§ **What the task asks**
Omit the pictures and output exactly the lines from the start of the entries through the line containing "6.5H7.2C6 4.8 6.2".

Rows from a dataset of pages and code
↓↓↓
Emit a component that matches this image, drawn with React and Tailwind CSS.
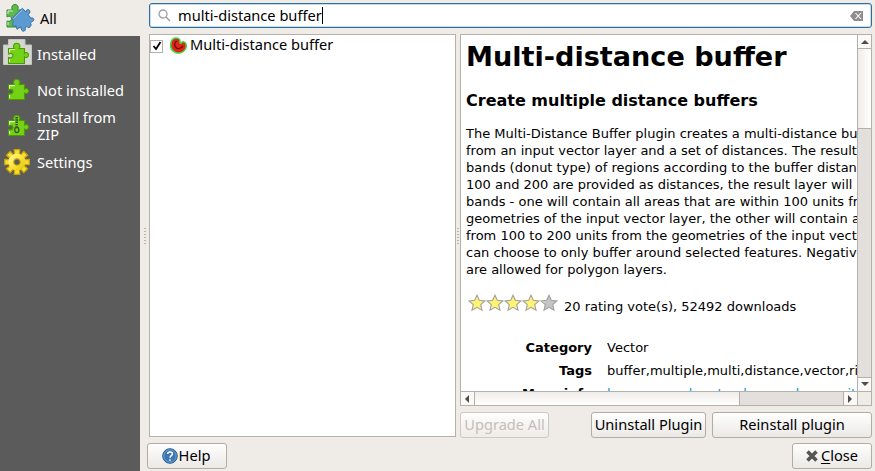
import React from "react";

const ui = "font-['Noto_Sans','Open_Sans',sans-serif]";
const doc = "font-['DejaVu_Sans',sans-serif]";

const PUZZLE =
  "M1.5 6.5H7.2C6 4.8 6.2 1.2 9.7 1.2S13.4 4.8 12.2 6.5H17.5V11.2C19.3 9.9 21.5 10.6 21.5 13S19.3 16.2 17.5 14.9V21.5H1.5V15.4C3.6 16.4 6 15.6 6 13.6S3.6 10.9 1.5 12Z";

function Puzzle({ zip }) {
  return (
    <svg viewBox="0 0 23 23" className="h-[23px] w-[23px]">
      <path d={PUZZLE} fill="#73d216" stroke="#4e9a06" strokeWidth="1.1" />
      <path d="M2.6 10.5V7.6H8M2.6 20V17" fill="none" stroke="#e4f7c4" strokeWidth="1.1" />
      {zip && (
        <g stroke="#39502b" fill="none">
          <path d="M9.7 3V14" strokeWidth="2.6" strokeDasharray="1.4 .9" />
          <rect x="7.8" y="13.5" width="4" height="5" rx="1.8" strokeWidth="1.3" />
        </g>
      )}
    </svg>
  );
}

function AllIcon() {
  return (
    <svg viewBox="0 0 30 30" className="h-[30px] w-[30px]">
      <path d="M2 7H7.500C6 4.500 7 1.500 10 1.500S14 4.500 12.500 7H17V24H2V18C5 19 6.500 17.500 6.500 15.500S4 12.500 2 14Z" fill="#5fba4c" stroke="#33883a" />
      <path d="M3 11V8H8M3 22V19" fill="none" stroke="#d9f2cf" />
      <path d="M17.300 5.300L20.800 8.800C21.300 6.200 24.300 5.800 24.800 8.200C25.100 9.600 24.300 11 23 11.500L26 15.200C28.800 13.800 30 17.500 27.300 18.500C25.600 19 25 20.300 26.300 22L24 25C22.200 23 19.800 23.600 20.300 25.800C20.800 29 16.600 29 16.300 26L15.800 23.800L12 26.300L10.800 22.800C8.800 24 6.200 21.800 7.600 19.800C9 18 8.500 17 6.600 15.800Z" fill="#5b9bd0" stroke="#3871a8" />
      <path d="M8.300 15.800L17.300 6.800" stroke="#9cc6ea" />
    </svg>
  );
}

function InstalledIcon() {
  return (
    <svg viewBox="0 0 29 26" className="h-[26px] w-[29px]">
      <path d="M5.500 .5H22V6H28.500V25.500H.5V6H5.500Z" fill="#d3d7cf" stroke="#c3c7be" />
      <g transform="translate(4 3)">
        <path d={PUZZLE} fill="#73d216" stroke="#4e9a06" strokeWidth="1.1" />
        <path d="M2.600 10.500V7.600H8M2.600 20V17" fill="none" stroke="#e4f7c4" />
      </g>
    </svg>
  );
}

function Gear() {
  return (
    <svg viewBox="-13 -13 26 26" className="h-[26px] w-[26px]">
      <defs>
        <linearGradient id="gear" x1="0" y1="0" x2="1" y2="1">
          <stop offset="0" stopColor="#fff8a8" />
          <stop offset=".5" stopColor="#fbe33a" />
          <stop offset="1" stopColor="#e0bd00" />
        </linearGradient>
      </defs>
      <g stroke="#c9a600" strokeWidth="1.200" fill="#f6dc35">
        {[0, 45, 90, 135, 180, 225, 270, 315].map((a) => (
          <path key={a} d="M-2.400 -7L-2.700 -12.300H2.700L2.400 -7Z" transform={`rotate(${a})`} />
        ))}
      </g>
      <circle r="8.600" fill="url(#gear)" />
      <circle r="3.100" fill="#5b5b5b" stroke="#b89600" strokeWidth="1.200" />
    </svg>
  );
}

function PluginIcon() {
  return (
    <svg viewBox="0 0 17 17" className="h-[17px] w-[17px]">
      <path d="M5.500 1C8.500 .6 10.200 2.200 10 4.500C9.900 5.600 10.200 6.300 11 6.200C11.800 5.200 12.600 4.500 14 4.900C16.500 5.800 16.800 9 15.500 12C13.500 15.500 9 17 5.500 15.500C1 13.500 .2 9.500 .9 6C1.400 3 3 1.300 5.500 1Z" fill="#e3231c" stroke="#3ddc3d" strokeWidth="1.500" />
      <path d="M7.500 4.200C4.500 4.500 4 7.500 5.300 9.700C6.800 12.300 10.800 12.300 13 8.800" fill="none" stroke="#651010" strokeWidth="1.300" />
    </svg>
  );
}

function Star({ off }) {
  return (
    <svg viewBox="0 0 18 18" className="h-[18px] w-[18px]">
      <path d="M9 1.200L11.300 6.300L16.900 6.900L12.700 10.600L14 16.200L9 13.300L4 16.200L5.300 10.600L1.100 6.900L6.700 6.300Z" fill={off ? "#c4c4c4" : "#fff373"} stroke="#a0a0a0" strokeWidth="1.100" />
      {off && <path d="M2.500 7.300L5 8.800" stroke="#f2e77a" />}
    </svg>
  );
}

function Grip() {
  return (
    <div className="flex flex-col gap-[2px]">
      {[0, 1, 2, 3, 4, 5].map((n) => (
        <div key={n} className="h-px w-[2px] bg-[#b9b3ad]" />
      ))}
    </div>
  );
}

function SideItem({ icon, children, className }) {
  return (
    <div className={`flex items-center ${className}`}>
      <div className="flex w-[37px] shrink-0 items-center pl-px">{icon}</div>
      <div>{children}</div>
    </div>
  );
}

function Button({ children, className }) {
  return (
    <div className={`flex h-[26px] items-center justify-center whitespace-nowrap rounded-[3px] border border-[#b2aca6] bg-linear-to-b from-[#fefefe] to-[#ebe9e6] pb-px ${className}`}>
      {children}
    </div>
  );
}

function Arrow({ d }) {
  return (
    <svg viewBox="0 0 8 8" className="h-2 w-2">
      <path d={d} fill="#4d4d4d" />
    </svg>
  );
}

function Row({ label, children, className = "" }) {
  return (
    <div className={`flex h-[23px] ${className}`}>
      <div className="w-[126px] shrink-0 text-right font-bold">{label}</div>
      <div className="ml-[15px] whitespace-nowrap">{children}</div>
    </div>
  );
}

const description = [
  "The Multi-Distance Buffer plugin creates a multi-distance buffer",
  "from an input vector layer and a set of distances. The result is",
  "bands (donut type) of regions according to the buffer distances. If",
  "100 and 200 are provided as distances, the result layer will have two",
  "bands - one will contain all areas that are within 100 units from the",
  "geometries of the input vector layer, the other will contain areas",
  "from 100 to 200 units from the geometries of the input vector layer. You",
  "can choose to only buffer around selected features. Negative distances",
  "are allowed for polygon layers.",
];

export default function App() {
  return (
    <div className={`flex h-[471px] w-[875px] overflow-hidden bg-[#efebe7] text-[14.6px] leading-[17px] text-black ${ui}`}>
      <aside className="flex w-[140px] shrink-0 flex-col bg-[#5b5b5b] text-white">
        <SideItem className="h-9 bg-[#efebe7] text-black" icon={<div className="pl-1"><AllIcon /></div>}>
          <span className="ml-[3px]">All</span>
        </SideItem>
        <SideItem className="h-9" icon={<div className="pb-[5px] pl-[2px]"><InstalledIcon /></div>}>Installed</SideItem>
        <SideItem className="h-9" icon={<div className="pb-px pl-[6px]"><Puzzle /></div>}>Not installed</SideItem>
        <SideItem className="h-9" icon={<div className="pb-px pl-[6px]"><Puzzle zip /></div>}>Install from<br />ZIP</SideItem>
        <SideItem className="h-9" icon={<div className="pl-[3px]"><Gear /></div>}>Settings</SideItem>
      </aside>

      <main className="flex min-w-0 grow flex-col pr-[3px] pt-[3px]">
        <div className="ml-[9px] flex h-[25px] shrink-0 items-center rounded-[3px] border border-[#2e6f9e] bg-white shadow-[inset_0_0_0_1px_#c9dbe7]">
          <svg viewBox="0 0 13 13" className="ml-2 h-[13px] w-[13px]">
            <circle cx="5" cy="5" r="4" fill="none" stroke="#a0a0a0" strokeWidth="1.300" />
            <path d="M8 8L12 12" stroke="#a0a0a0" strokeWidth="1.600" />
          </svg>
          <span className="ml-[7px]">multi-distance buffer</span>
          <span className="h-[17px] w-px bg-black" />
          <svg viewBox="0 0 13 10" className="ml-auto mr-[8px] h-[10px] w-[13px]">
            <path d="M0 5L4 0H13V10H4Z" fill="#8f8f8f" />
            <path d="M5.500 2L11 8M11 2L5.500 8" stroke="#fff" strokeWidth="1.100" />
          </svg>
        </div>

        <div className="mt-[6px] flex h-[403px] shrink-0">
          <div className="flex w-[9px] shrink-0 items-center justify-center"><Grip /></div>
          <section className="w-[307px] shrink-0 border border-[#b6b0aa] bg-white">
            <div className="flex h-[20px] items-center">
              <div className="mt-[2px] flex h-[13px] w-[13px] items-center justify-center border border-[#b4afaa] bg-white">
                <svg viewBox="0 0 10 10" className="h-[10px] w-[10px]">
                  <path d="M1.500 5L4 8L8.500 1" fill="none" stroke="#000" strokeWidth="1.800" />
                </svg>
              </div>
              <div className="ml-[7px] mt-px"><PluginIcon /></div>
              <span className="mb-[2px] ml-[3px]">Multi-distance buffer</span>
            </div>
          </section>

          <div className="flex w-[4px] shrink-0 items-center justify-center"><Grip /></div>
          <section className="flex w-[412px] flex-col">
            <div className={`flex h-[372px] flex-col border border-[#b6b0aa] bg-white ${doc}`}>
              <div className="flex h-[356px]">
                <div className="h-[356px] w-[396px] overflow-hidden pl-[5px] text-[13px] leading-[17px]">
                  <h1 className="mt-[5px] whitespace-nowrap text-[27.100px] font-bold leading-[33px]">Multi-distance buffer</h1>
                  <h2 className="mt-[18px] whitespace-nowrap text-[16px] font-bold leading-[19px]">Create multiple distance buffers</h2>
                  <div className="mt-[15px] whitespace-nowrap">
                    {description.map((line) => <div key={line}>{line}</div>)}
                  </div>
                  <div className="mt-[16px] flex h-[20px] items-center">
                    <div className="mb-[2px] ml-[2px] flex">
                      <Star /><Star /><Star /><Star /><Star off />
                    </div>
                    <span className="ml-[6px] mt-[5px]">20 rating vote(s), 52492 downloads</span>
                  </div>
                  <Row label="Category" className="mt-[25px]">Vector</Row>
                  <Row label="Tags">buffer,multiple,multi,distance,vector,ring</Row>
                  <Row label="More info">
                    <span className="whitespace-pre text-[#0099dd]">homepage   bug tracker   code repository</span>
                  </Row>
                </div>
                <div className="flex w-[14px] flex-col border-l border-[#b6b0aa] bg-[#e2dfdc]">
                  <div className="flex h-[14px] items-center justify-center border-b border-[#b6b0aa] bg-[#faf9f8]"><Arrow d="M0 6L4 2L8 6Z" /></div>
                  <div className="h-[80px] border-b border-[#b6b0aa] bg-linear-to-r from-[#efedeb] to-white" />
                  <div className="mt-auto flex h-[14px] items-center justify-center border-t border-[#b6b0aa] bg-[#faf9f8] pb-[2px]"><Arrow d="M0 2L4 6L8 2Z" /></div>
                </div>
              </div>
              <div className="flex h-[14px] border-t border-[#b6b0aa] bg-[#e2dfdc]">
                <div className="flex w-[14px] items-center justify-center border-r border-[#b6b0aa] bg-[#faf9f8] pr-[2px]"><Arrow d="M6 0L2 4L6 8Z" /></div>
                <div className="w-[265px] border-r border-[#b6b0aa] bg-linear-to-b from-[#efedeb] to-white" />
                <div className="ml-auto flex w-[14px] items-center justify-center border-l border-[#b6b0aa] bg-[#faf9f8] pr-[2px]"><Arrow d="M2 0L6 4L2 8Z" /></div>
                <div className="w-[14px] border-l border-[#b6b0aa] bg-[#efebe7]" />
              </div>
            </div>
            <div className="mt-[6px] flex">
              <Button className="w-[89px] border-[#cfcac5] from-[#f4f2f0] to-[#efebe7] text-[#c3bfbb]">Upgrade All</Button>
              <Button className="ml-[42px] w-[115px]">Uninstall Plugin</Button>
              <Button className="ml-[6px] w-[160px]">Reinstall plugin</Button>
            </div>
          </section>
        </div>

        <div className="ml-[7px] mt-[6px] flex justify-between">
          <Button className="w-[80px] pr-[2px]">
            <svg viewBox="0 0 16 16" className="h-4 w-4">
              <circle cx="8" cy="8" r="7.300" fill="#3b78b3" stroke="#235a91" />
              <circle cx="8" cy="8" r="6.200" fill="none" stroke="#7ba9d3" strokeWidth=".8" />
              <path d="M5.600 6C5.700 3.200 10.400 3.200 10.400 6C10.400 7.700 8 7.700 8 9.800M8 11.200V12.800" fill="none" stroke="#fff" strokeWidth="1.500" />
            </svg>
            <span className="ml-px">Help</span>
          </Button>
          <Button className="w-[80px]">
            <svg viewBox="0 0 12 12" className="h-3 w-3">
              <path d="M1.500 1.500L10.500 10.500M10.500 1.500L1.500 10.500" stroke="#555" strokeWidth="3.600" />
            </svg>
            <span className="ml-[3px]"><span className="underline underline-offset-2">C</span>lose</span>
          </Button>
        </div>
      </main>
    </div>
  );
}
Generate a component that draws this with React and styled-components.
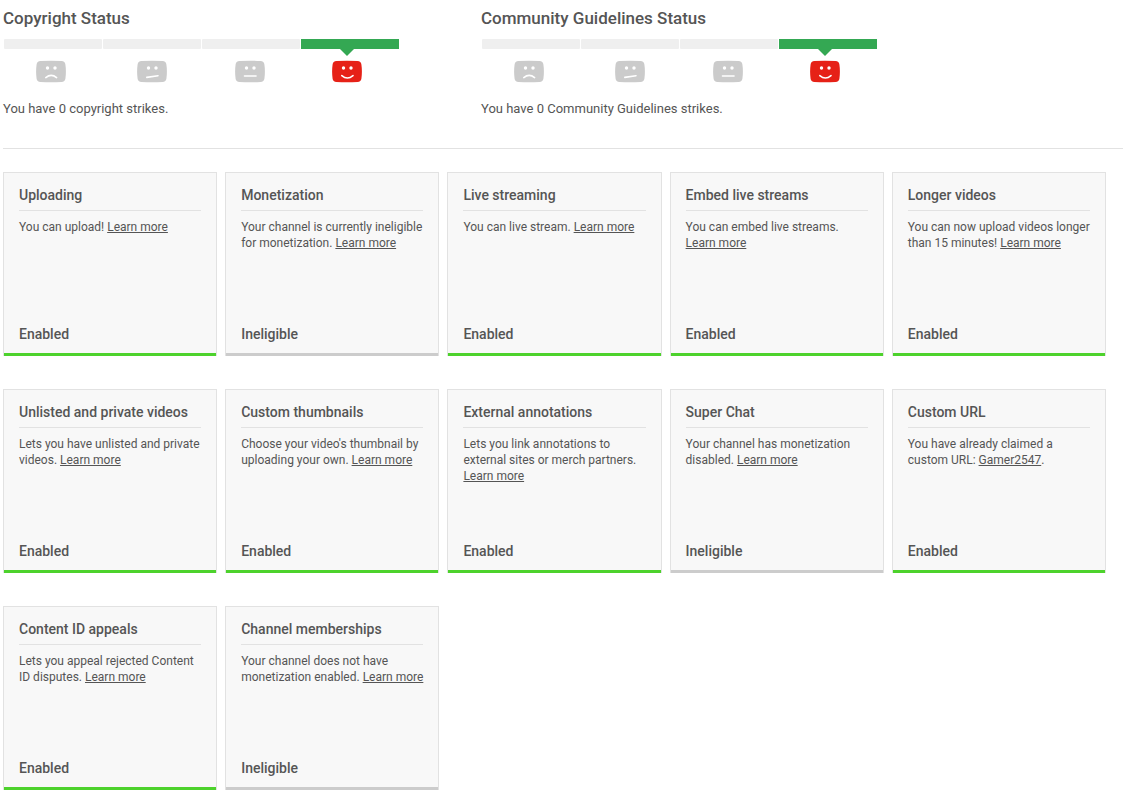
↑↑↑
§ **Written solution**
Emit a component that matches this image, drawn with React and Tailwind CSS.
import React from "react";

const ui = "font-['Noto_Sans','Open_Sans',sans-serif]";
const doc = "font-['DejaVu_Sans',sans-serif]";

const PUZZLE =
  "M1.5 6.5H7.2C6 4.8 6.2 1.2 9.7 1.2S13.4 4.8 12.2 6.5H17.5V11.2C19.3 9.9 21.5 10.6 21.5 13S19.3 16.2 17.5 14.9V21.5H1.5V15.4C3.6 16.4 6 15.6 6 13.6S3.6 10.9 1.5 12Z";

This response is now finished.